*Stated task:* Spot each line that carries the word "React"; copy those lines.

*Provided data:*

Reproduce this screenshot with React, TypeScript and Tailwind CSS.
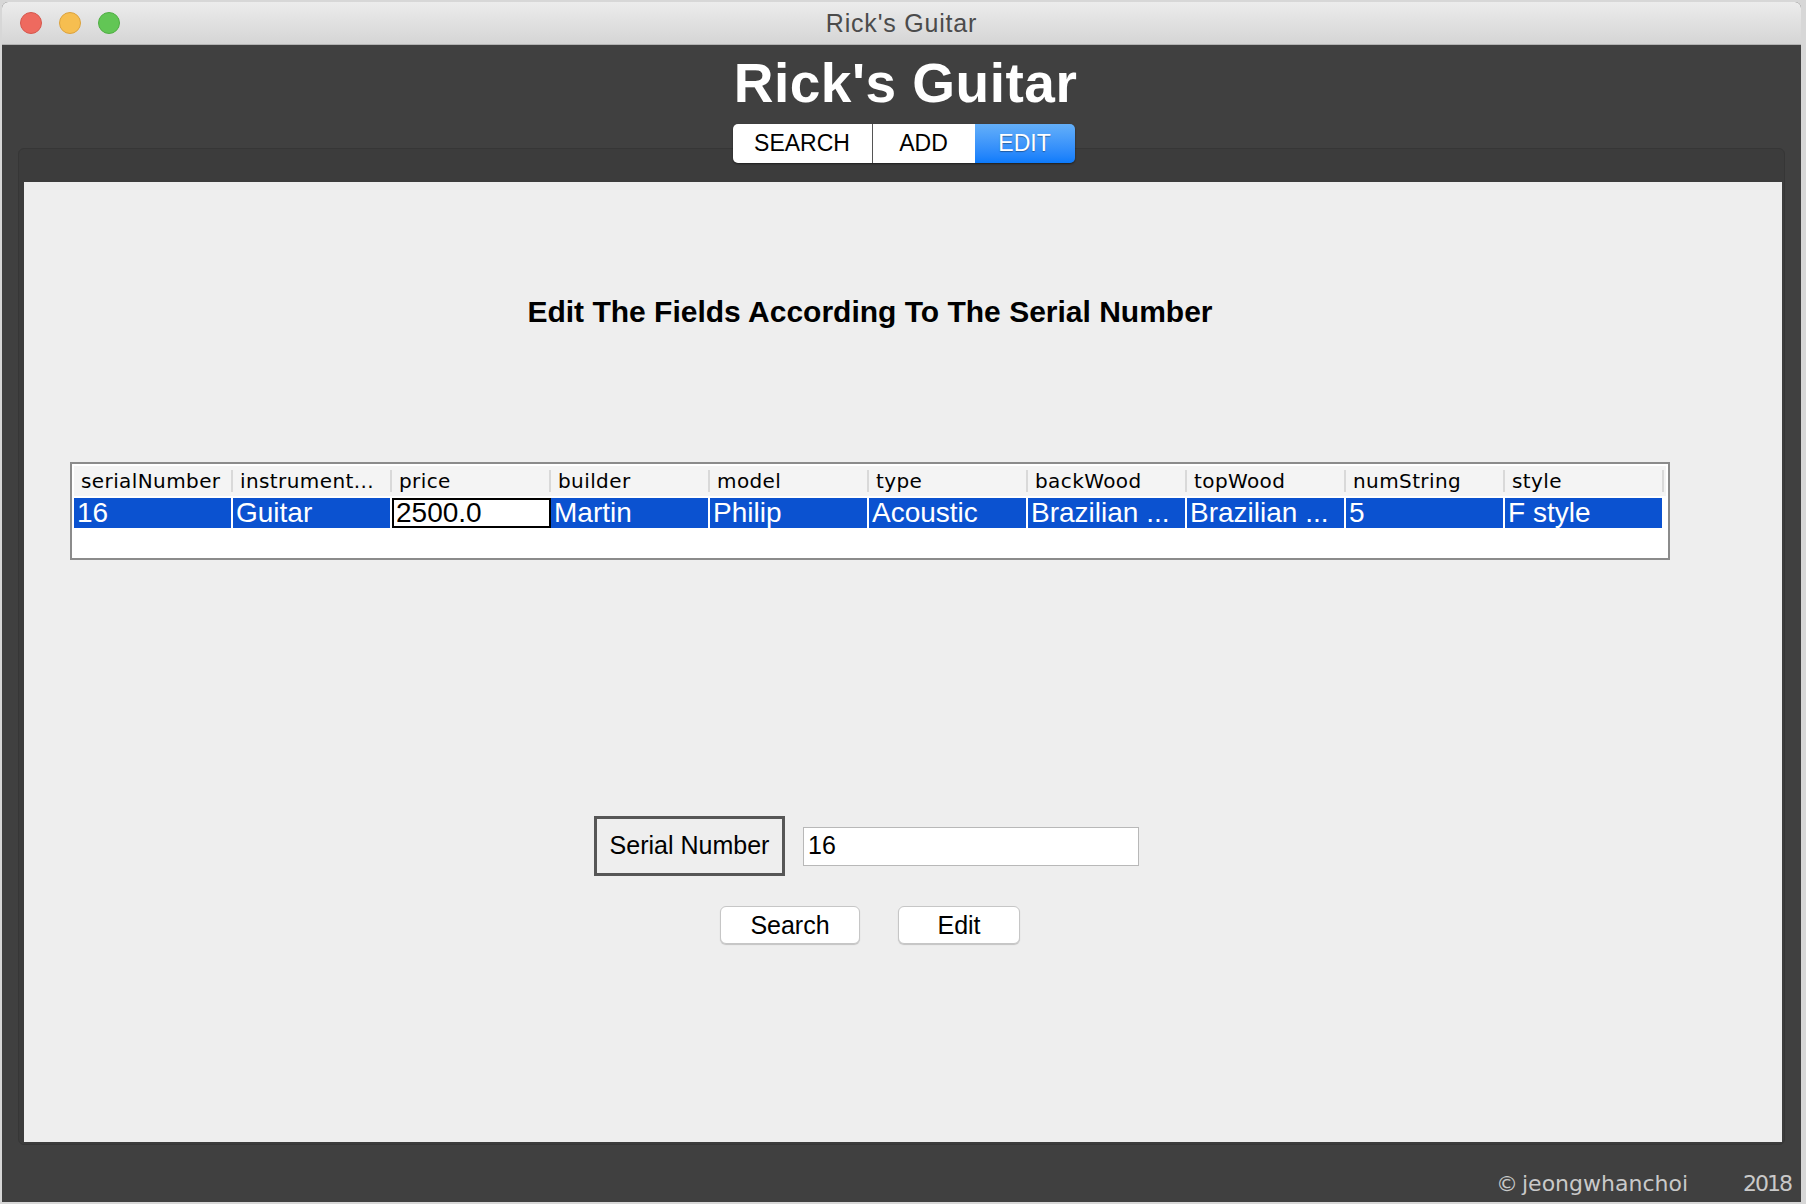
import React from "react";

const columns = [
  "serialNumber",
  "instrument...",
  "price",
  "builder",
  "model",
  "type",
  "backWood",
  "topWood",
  "numString",
  "style",
];

const row = [
  "16",
  "Guitar",
  "2500.0",
  "Martin",
  "Philip",
  "Acoustic",
  "Brazilian ...",
  "Brazilian ...",
  "5",
  "F style",
];

function TitleBar() {
  return (
    <div className="relative h-[43px] shrink-0 bg-gradient-to-b from-[#ececec] to-[#d5d5d5] border-b border-[#b3b3b3] flex items-center justify-center">
      <div className="absolute left-[18px] top-[10px] flex gap-[17px]">
        <span className="w-[22px] h-[22px] rounded-full bg-[#ee6a5f] border border-[#d6574d]" />
        <span className="w-[22px] h-[22px] rounded-full bg-[#f6be50] border border-[#dca23c]" />
        <span className="w-[22px] h-[22px] rounded-full bg-[#62c655] border border-[#4fae43]" />
      </div>
      <span className="text-[25px] tracking-[0.8px] text-[#4b4b4b] leading-[43px]">
        Rick's Guitar
      </span>
    </div>
  );
}

function Tabs() {
  return (
    <div className="relative z-10 mt-[11px] flex justify-center pl-[4px]">
      <div className="flex h-[39px] rounded-[5px] shadow-[0_1px_2px_rgba(0,0,0,0.5)]">
        <div className="w-[140px] bg-white rounded-l-[5px] border-r border-[#555] flex items-center justify-center text-[23px] text-black">
          SEARCH
        </div>
        <div className="w-[102px] bg-white flex items-center justify-center text-[23px] text-black">
          ADD
        </div>
        <div className="w-[100px] rounded-r-[5px] bg-gradient-to-b from-[#63aff9] to-[#0b7bfb] flex items-center justify-center text-[23px] text-white [text-shadow:0_1px_1px_rgba(0,0,0,0.35)]">
          EDIT
        </div>
      </div>
    </div>
  );
}

function InventoryTable() {
  return (
    <div className="mt-[134px] w-[1600px] h-[98px] border-2 border-[#8b8b8b] bg-white p-[2px]">
      <div className="grid grid-cols-[repeat(10,159px)] h-[30px] bg-[#f4f4f4] font-['DejaVu_Sans',sans-serif] text-[20px] tracking-[0.4px] text-black">
        {columns.map((c) => (
          <div key={c} className="flex items-center">
            <span className="flex-1 pl-[7px] leading-[30px] whitespace-nowrap overflow-hidden">
              {c}
            </span>
            <span className="w-[2px] h-[22px] bg-[#d9d9d9]" />
          </div>
        ))}
      </div>
      <div className="mt-[2px] grid grid-cols-[repeat(10,159px)] h-[30px] text-[28px] leading-[30px]">
        {row.map((v, i) =>
          i === 2 ? (
            <div key={i} className="border-2 border-black bg-white text-black pl-[2px] leading-[26px] whitespace-nowrap overflow-hidden">
              {v}
            </div>
          ) : (
            <div key={i} className="bg-[#0b52d0] text-white pl-[3px] border-r-2 border-white whitespace-nowrap overflow-hidden">
              {v}
            </div>
          )
        )}
      </div>
    </div>
  );
}

function SerialForm() {
  return (
    <>
      <div className="mt-[256px] flex items-center gap-[18px] pr-[7px]">
        <div className="w-[191px] h-[60px] border-[3px] border-[#565656] bg-[#eeeeee] flex items-center justify-center text-[25px] text-black">
          Serial Number
        </div>
        <div className="w-[336px] h-[39px] bg-white border border-[#b8b8b8] pl-[4px] flex items-center text-[25px] text-black">
          16
        </div>
      </div>
      <div className="mt-[30px] flex gap-[38px]">
        <button className="w-[140px] h-[38px] rounded-[6px] bg-white border border-[#c6c6c6] shadow-[0_1px_1px_rgba(0,0,0,0.18)] text-[25px] text-black">
          Search
        </button>
        <button className="w-[122px] h-[38px] rounded-[6px] bg-white border border-[#c6c6c6] shadow-[0_1px_1px_rgba(0,0,0,0.18)] text-[25px] text-black">
          Edit
        </button>
      </div>
    </>
  );
}

export default function App() {
  return (
    <div className="w-[1806px] h-[1204px] bg-[#d7d7d7] pt-[2px] pl-[2px] overflow-hidden font-['Liberation_Sans',Arial,sans-serif]">
      <div className="w-[1799px] h-[1200px] flex flex-col rounded-t-[6px] overflow-hidden bg-[#404040]">
        <TitleBar />

        <h1 className="mt-[8px] pl-[8px] text-center text-[55px] leading-[60px] font-bold tracking-[0.5px] text-white">
          Rick's Guitar
        </h1>

        <Tabs />

        <div className="mx-[16px] -mt-[15px] pt-[33px] pl-[5px] pr-[2px] pb-[2px] rounded-[6px] bg-[#3c3c3c] border border-[#363636]">
          <div className="h-[960px] bg-[#eeeeee]">
            <div className="w-[1692px] flex flex-col items-center">
              <h2 className="mt-[114px] text-[30px] leading-[32px] font-bold text-black">
                Edit The Fields According To The Serial Number
              </h2>
              <InventoryTable />
              <SerialForm />
            </div>
          </div>
        </div>

        <div className="mt-[26px] flex justify-end items-center pr-[10px] font-['DejaVu_Sans',sans-serif] text-[22px] leading-[26px] text-[#c9c9c9]">
          <span>©</span>
          <span className="ml-[4px]">jeongwhanchoi</span>
          <span className="ml-[55px] tracking-[-2px]">2018</span>
        </div>
      </div>
    </div>
  );
}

*Finished answer:*
Reproduce this screenshot with React, TypeScript and Tailwind CSS.
import React from "react";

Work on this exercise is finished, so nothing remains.